Last summer, the Belgian legislator adopted the Act of 14 August 2021 (the “Act”) (FR/NL) aiming to protect companies faced with difficulties due to the payment behavior of their business customers (B2B). This new Act amends the law of 2 August 2002 (FR/NL) on combating late payments in commercial transactions.
This is not the first time that the legislator intervened. In 2019, a maximum payment term of 60 calendar days was already imposed in commercial transactions where the creditor is a small and medium-sized enterprise (“SME”). Transactions between large companies were not subject to any restrictions. The intervention, however, did not seem to be sufficient to improve the payment behavior between companies and close the loopholes to prolong payment terms.
Companies used the ‘acceptance or verification period’ for goods and services (with a maximum of 30 days) to extend the payment term to 90 calendar days, which posed a serious threat to SME’s cash flow.
Starting from 1 February 2022, the payment term between companies will be limited to 60 calendar days as of the receipt of an invoice, regardless of the size of the company. The default payment term remains 30 calendar days. Companies can still deviate from this default term but can never exceed the 60-day period. This period may only be extended by a Royal Decree in specific sectors.

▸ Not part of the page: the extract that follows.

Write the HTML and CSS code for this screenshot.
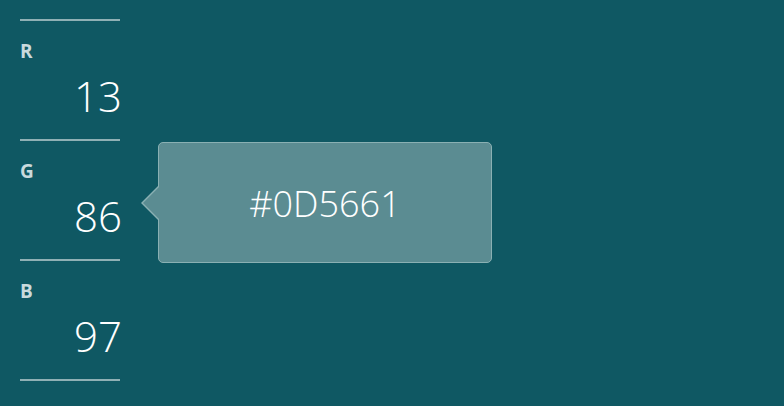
FILE: index.html
```html
<!DOCTYPE html>
<html>
<head>
<meta charset="utf-8">
<link rel="stylesheet" href="styles.css">
</head>
<body>
<div class="page">
  <div class="channels">
    <div class="channel">
      <div class="label">R</div>
      <div class="value">13</div>
    </div>
    <div class="channel">
      <div class="label">G</div>
      <div class="value">86</div>
    </div>
    <div class="channel last">
      <div class="label">B</div>
      <div class="value">97</div>
    </div>
  </div>
  <div class="tooltip">
    <span class="hex">#0D5661</span>
  </div>
</div>
</body>
</html>
```
FILE: styles.css
```css
html, body {
  margin: 0;
  padding: 0;
}
body {
  background: #0f5863;
  width: 784px;
  height: 406px;
  overflow: hidden;
  font-family: "Open Sans", "Noto Sans", sans-serif;
  color: #ffffff;
}
.page {
  position: relative;
  width: 784px;
  height: 406px;
  padding: 19px 0 0 20px;
  box-sizing: border-box;
}
.channels {
  width: 100px;
  display: flex;
  flex-direction: column;
}
.channel {
  border-top: 2px solid #8fb0b5;
  height: 118px;
  box-sizing: content-box;
  display: flex;
  flex-direction: column;
}
.channel.last {
  border-bottom: 2px solid #8fb0b5;
}
.label {
  margin-top: 17px;
  font-size: 19px;
  font-weight: 700;
  line-height: 26px;
  color: #c9dadd;
}
.value {
  margin-top: 7px;
  margin-right: -2px;
  text-align: right;
  font-size: 42px;
  font-weight: 300;
  line-height: 50px;
  color: #ffffff;
}
.tooltip {
  position: absolute;
  left: 158px;
  top: 142px;
  width: 334px;
  height: 121px;
  box-sizing: border-box;
  background: #5b8c92;
  border: 1px solid #8ab0b3;
  border-radius: 5px;
  display: flex;
  align-items: center;
  justify-content: center;
}
.tooltip::before {
  content: "";
  position: absolute;
  left: -18px;
  top: 43px;
  width: 0;
  height: 0;
  border-top: 17px solid transparent;
  border-bottom: 17px solid transparent;
  border-right: 17px solid #8ab0b3;
}
.tooltip::after {
  content: "";
  position: absolute;
  left: -16px;
  top: 44px;
  width: 0;
  height: 0;
  border-top: 16px solid transparent;
  border-bottom: 16px solid transparent;
  border-right: 16px solid #5b8c92;
}
.hex {
  font-size: 36px;
  font-weight: 300;
  color: #ffffff;
  line-height: 1;
  padding-top: 2px;
}
```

Another change is that the acceptance and verification procedure should be included in the maximum payment term of 60 days. This means that the payment term can no longer be de facto prolonged. Furthermore, parties will not be able to contractually define the date of the receipt of an invoice. It is not yet clear how the ‘date of the receipt of an invoice’ will be practically enforced. Most companies use different systems to invoice their customers, meaning that pinpointing the exact day of the receipt of an invoice will not be as straightforward.
Lastly, the interest for late payment (currently 8%) and a lump sum compensation of 40 EUR will be automatically due in the event of late payment.
Any contractual clause providing a payment term of more than 60 days will be deemed “unwritten”. However, the consequence of an unwritten clause is not specified in the Act. This could potentially lead to the application of the default payment term of 30 days.
With its intervention, the legislator wanted to protect (mainly) SMEs (suppliers) from contractually stipulated excessively long payment terms. However, often the situation is reversed, and it is, on the contrary, the supplier (large company) that grants its customer (small or SME) longer payment terms. This scenario does not seem to have been taken into account by the legislator, although it occurs frequently. In our opinion, however, it cannot have been the intention of the legislator to prohibit the supplier from giving its customer some air by granting longer payment terms.
Moreover, different options (such as an initial 60 days payment term, however with an extension for an additional period of 30/45/60 days [with or without cause: e.g. in case the debtor would encounter payment difficulties]), purchase with a value date, deferral of the invoice date) allow to extend the payment term. Therefore, a case-by-case analysis seems useful in order to (i) determine whether the Act has been violated and to (ii) assess the consequences of this violation, where applicable.
Finally, the Act also raises questions about whether or not the new rules will apply to ongoing existing agreements or agreements subject to foreign law. It remains to be seen how these uncertainties will be handled in the future.